Players are faced with an interesting and surprisingly lush landscape considering the bombs when off only twenty-five years ago. It’s a far cry from the charred landscape of the previous Fallout games.
Bethesda really want players to carve out their own stories, at the expense of any meaningful narrative in the game. The complete absence of people, other than your fellow Vault 76 survivors, makes for a lonely adventure.
Having been released from a nuclear bunker that’s all you’ve known for most of your life, would you really carry out tasks based on instructions for people who could, in truth, be long dead? Having a plot propelled by audio recordings and messages doesn’t really do it for me.
The visuals seem to have been given a shot in the arm since Fallout 4, but the absence of other humans means that you don’t see many unintentionally fugly faces- I’m looking at you Skyrim, Fallout 4 and every other Bethesda game.
If you like exploring, gathering loot, crafting, shooting robots, zombies and mutants you are in for a treat. If you want purpose and a riveting narrative that holds your hand, you not going to get it with Fallout 76.
The online nature of the game means that the V.A.T.S. targeting system, one of the pillars of the recent Fallout games, is shamefully nurtured. Instead of exciting, slow-mo, RPG-like combat, it just highlights a body part and phew, phew, phew.
It’s clear that Bethesda have spent a lot of time crafting the game, but I expect a lot better from them. With the inclusion of micro-transactions, Bethesda have managed to even outdo their previous low-point of Skyrim’s infamous premium DLC horse armour and managed to cheapen the Fallout franchise as well.
It’s a shame as, apart from asking for real cash, the Ultimate Team-style trading card-based S.P.E.C.I.A.L. perks system is a fun idea. Using a variety of different attribute-based cards players can fine-tune their character according to their play-style.
Fallout 76 is big on crafting. From your portable camp on one of the many workbenches out in the world you can break down objects that you find and turn them into useful items. You also need to boil you water and you can cook your food.
Fans of survival games such as Arc Survival, Age of Conan and even Minecraft will be familiar with the need to craft all your stuff. Thankfully, Fallout 76 doesn’t feature the grind of some of its peers, but you may still find yourself searching for that illusive ingredient.

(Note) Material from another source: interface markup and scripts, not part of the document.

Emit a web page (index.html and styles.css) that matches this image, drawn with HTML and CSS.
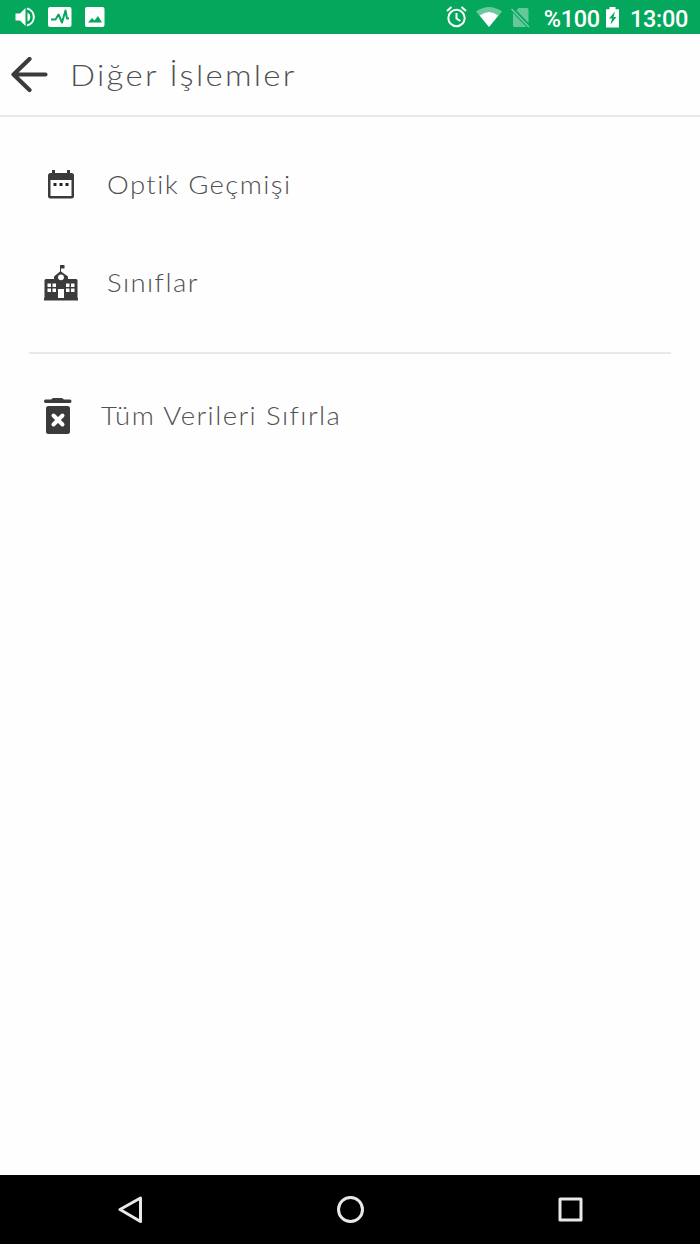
FILE: index.html
```html
<!DOCTYPE html>
<html lang="tr">
<head>
    <meta charset="UTF-8">
    <title>Diğer İşlemler</title>
    <link rel="stylesheet" href="styles.css">
</head>
<body>
    <div class="status-bar">
        <div class="status-left">
            <svg width="20" height="20" viewBox="0 0 20 20">
                <path fill="#fff" d="M.5 6.500H5L10.500 1v18l-5.500-5.500H.5zM12.500 5.500a5 5 0 0 1 0 9z"/>
                <path fill="none" stroke="#fff" stroke-width="2" d="M12 1.500a8.700 8.700 0 0 1 0 17"/>
            </svg>
            <svg width="24" height="20" viewBox="0 0 24 20">
                <rect width="23.500" height="20" rx="2" fill="#fff"/>
                <path fill="none" stroke="#04a75c" stroke-width="2" stroke-linejoin="round" d="M3 12.500h4.500l3-5 3.500 8 3.500-12 1.500 8h2"/>
            </svg>
            <svg width="20" height="20" viewBox="0 0 20 20">
                <rect width="19.500" height="20" rx="2" fill="#fff"/>
                <path fill="#04a75c" d="M3 15.500l4-4.500 2.500 2.500L13 9l4 6.500z"/>
            </svg>
        </div>
        <div class="status-right">
            <svg width="22" height="22" viewBox="0 0 22 22" fill="none" stroke="#fff" stroke-width="2">
                <circle cx="10.500" cy="12" r="8.200"/>
                <path d="M10.500 7v5.500l3.800 2.500M1 5l4.500-4M20 5l-4.500-4"/>
            </svg>
            <svg class="wifi" width="26" height="20" viewBox="0 0 26 20">
                <path fill="#fff" opacity=".4" d="M0 4.500Q13-4.500 26 4.500L13 20z"/>
                <path fill="#fff" d="M3.700 8.500Q13 1.500 22.300 8.500L13 20z"/>
            </svg>
            <svg class="sim" width="19" height="21" viewBox="0 0 19 21">
                <path fill="#fff" opacity=".38" d="M7.500 1H16q1.500 0 1.500 1.500v13.500L5.500 3.500zM2 6l13.500 14H3.500Q2 20 2 18.500z"/>
                <path stroke="#fff" opacity=".45" stroke-width="1.500" d="M.5 2l17.500 18"/>
            </svg>
            <span class="battery-text">%100</span>
            <svg class="battery" width="14" height="21" viewBox="0 0 14 21">
                <path fill="#fff" d="M3.500 0h6v2.300H13V20.500H0V2.300h3.500z"/>
                <path fill="#04a75c" d="M9 4.500L3 11.500h3L4.500 17.500l6-7.500H7.500z"/>
            </svg>
            <span class="clock">13:00</span>
        </div>
    </div>

    <div class="header">
        <svg width="38" height="36" viewBox="0 0 38 36" fill="none" stroke="#3b3b3b" stroke-width="4.200" stroke-linecap="round" stroke-linejoin="round">
            <path d="M34.500 17.500H2.500M18.500 2L2.500 17.500l16 15.500"/>
        </svg>
        <h1 class="title">Diğer İşlemler</h1>
    </div>

    <div class="menu">
        <div class="menu-item">
            <svg class="menu-icon" width="34" height="38" viewBox="0 0 34 38">
                <path fill="#3b3b3b" d="M8 4h3v3h12V4h3v3h1.500Q30 7 30 9.500V30Q30 32.500 27.500 32.500h-21Q4 32.500 4 30V9.500Q4 7 6.500 7H8z"/>
                <path fill="#fff" d="M6.500 14h21v16h-21z"/>
                <path fill="#222" d="M9.500 17h3v3h-3zM15.500 17h3v3h-3zM21.500 17h3v3h-3z"/>
            </svg>
            <span class="label">Optik Geçmişi</span>
        </div>
        <div class="menu-item">
            <svg class="menu-icon" width="34" height="38" viewBox="0 0 34 38">
                <path fill="#3b3b3b" d="M16 1h4.500v3.500h-3.500v3l7 5v2.500h8q1.500 0 1.500 1.500v17.500h.5v2.500H0V34h.5V16.500q0-1.500 1.500-1.500h8v-2.500l6-5z"/>
                <circle cx="17" cy="13.300" r="2.900" fill="#fff"/>
                <path fill="#fff" d="M14 25h6v9h-6zM3.500 19.500H7v3.500H3.500zM8.500 19.500H12v3.500H8.500zM3.500 24.500H7v3.500H3.500zM8.500 24.500H12v3.500H8.500zM22 19.500h3.500v3.500H22zM27 19.500h3.500v3.500H27zM22 24.500h3.500v3.500H22zM27 24.500h3.500v3.500H27z"/>
            </svg>
            <span class="label">Sınıflar</span>
        </div>
    </div>

    <div class="divider"></div>

    <div class="menu-item reset">
        <svg class="reset-icon" width="28" height="38" viewBox="0 0 28 38">
            <path fill="#3b3b3b" d="M1.500 2.500H7L9 1h9l2 1.500h6q1.500 0 1.500 1.700t-1.500 1.800H1.500Q0 6 0 4.200t1.500-1.700zM4.500 9h19q2.500 0 2.500 2.500v23q0 2.500-2.500 2.500h-19q-2.500 0-2.500-2.500v-23Q2 9 4.500 9z"/>
            <path stroke="#fff" stroke-width="4" stroke-linecap="round" d="M9.500 18.500l9 9M18.500 18.500l-9 9"/>
        </svg>
        <span class="label">Tüm Verileri Sıfırla</span>
    </div>

    <div class="nav-bar">
        <svg width="28" height="28" viewBox="0 0 28 28">
            <path d="M24.500 2v23.500L4 13.500z"/>
        </svg>
        <svg width="28" height="28" viewBox="0 0 28 28">
            <circle cx="13.500" cy="13.500" r="12"/>
        </svg>
        <svg width="28" height="28" viewBox="0 0 28 28">
            <rect x="3" y="3" width="21" height="21"/>
        </svg>
    </div>
</body>
</html>
```
FILE: styles.css
```css
* {
    box-sizing: border-box;
}
body {
    margin: 0;
    height: 1244px;
    display: flex;
    flex-direction: column;
    background: #fefefe;
    color: #505050;
    font-family: Lato, "Open Sans", sans-serif;
    font-weight: 300;
}
svg {
    display: block;
    flex: none;
}
.status-bar {
    height: 34px;
    padding: 0 12px 0 15px;
    display: flex;
    align-items: center;
    justify-content: space-between;
    background: #04a75c;
    color: #fff;
    font-family: Roboto, sans-serif;
    font-size: 23.5px;
    font-weight: 500;
    letter-spacing: -0.3px;
}
.status-left,
.status-right {
    display: flex;
    align-items: center;
}
.status-left {
    gap: 13px;
}
.wifi {
    margin-left: 8px;
}
.sim {
    margin-left: 9px;
}
.battery-text {
    margin: 3px 6px 0 14px;
}
.clock {
    margin: 3px 0 0 10px;
}
.header {
    height: 83px;
    padding-left: 11px;
    display: flex;
    align-items: center;
    gap: 21px;
    border-bottom: 2px solid #e8e8e8;
}
/* wide, light lettering */
.title,
.label {
    transform: scaleX(1.1);
    transform-origin: left;
    white-space: nowrap;
}
.title {
    margin: 0 0 2px;
    font-size: 30px;
    font-weight: 300;
    letter-spacing: 2.05px;
}
.menu {
    padding: 19px 44px 20px;
}
.menu-item {
    height: 98px;
    display: flex;
    align-items: center;
    gap: 29px;
}
.label {
    margin-bottom: 3px;
    font-size: 25px;
    letter-spacing: 1.3px;
}
.divider {
    height: 2px;
    margin: 0 29px;
    background: #e8e8e8;
}
.reset {
    height: 124px;
    padding-left: 44px;
}
.nav-bar {
    height: 69px;
    margin-top: auto;
    padding: 0 115px 0 116px;
    display: flex;
    align-items: center;
    justify-content: space-between;
    background: #000;
    fill: none;
    stroke: #e8e8e8;
    stroke-width: 3;
    stroke-linejoin: round;
}
```
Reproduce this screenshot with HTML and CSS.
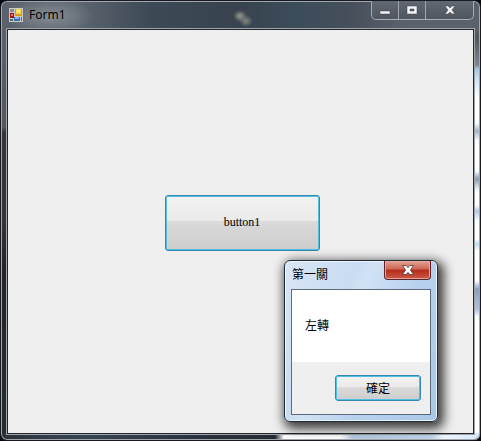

I find the general idea of Fallout 76 interesting, being the first wave of survivors in a post-apocalyptic world. Playing it certainly reminded me of how much I love Fallout 4, but this isn’t Fallout 4, even though I really wish it was.
Regardless of how I feel Fallout 76 should be, it was nice to return to the Fallout universe. The 50s art-deco inspired alternate future has been well realised in the game. The ironic, smart Fallout humour is all there. The game certainly fits with the other games in the series.
As we saw with The Elder Scrolls Online, Bethesda are in for the long haul. Whilst at the moment to the game is OK, I wouldn’t be surprised if the veteran developer is pulling out all the stops to make Fallout 76 the game that it deserves to be.
Taking the game at face value, as it is right now, if you’ve not played a Fallout game before, play Fallout 4, instead. If you enjoyed Fallout 4, you’ll like this, not as much, but you’ll like it. It just deserves to be a better game than it is.